In recent weeks, it has emerged that Amazon, Facebook, Google UK and Starbucks have paid just £30m in tax over the past four years, despite generating more than £3.1bn in sales. There is no suggestion that these companies have done anything illegal.
The PAC questioned representatives of Starbucks, Amazon and Google about the amount of corporation tax they pay in Britain.
When grilled by its chair Margaret Hodge, Starbucks’ chief financial officer Troy Alstead said his firm had only made a profit once in the 15 years it has traded in the UK. MPs, in today’s report, drew attention to how Starbucks told financial analysts that the UK was a very profitable territory for the business in what appears to be a contradiction.
‘HMRC should not take all the blame for failing to make multinationals pay their fair share of tax – the system they are operating is dysfunctional.’
Sol Picciotto, emeritus professor at Lancaster University Law School.
‘Tax justice’ campaigners argue that multinational companies take advantage of an international tax system that allows them to charge their operating companies royalties for using intellectual property. MPs also found examples of huge intra-company loans that dramatically reduced profits made by big businesses in the UK.
MPs today suggested that HMRC too easily accepts that excessive levels of intellectual royalty payments are appropriate when businesses are making a loss.
‘Given the high-profile cases of large companies avoiding tax and the Department’s selective prosecution practice, there may be an impact on the compliance rate of individuals and small and medium companies who feel victimised,’ the report said. ‘HMRC is not taking sufficiently aggressive action to assess and collect. If companies do not pay their fair share of tax, other taxpayers have to pay more. Both HMRC and corporate taxpayers are failing to meet the legitimate public expectations from the tax system.’
MPs also recommended that tackling systemic tax abuse ‘needs international co-ordination’.
‘HMRC ensures that multinationals pay the tax due in accordance with UK tax law,’ a Revenue spokesman said. ‘We have been very successful in reducing tax avoidance by large businesses in recent years. We relentlessly challenge those that persist in avoiding tax and have recovered £29bn additional revenues from large businesses in the last 6 years, including £4.1bn in the last 4 years from transfer pricing enquiries alone. These figures speak for themselves. Corporation tax receipts are dependent on the wider economy and the corporation tax rate set by Parliament, which was reduced by 2 percentage points for 2011-12.’
‘HMRC should not take all the blame for failing to make multinationals pay their fair share of tax – the system they are operating is dysfunctional,’ said Sol Picciotto, emeritus professor at Lancaster University Law School. ‘It was devised almost a century ago, and has not kept pace with the enormous changes in the world economy, especially the rise of these multinational corporate behemoths.

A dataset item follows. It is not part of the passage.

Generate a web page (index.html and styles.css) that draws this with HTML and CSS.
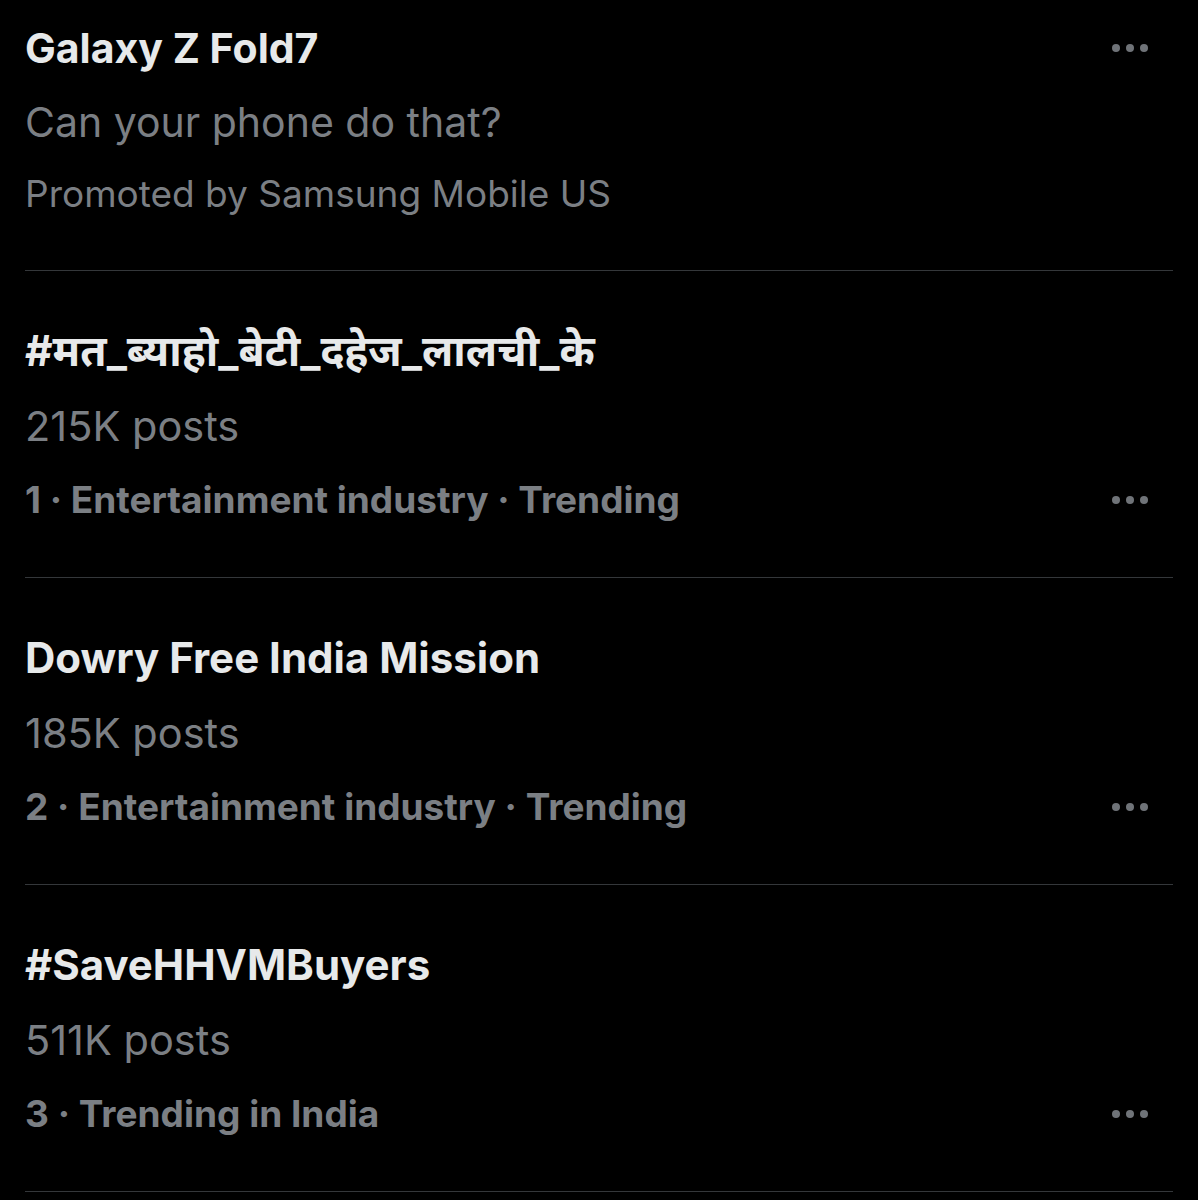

‘The international tax system requires a radical overhaul, not just tinkering with the existing mechanism. Unfortunately, until now the British Treasury has been sceptical or hostile to new approaches, such as the EU proposals for a more co-ordinated system of corporate taxation. Top civil servants can also blame the politicians’ opposition to initiatives from Brussels or Paris. But perhaps now they will finally understand that stronger international co-ordination is the only way to strengthen national taxation in the face of economic globalisation.’
There are suggestions that Osborne in his autumn statement this week will announce he is appointing a leading tax expert to launch a review of tax treatment of international companies.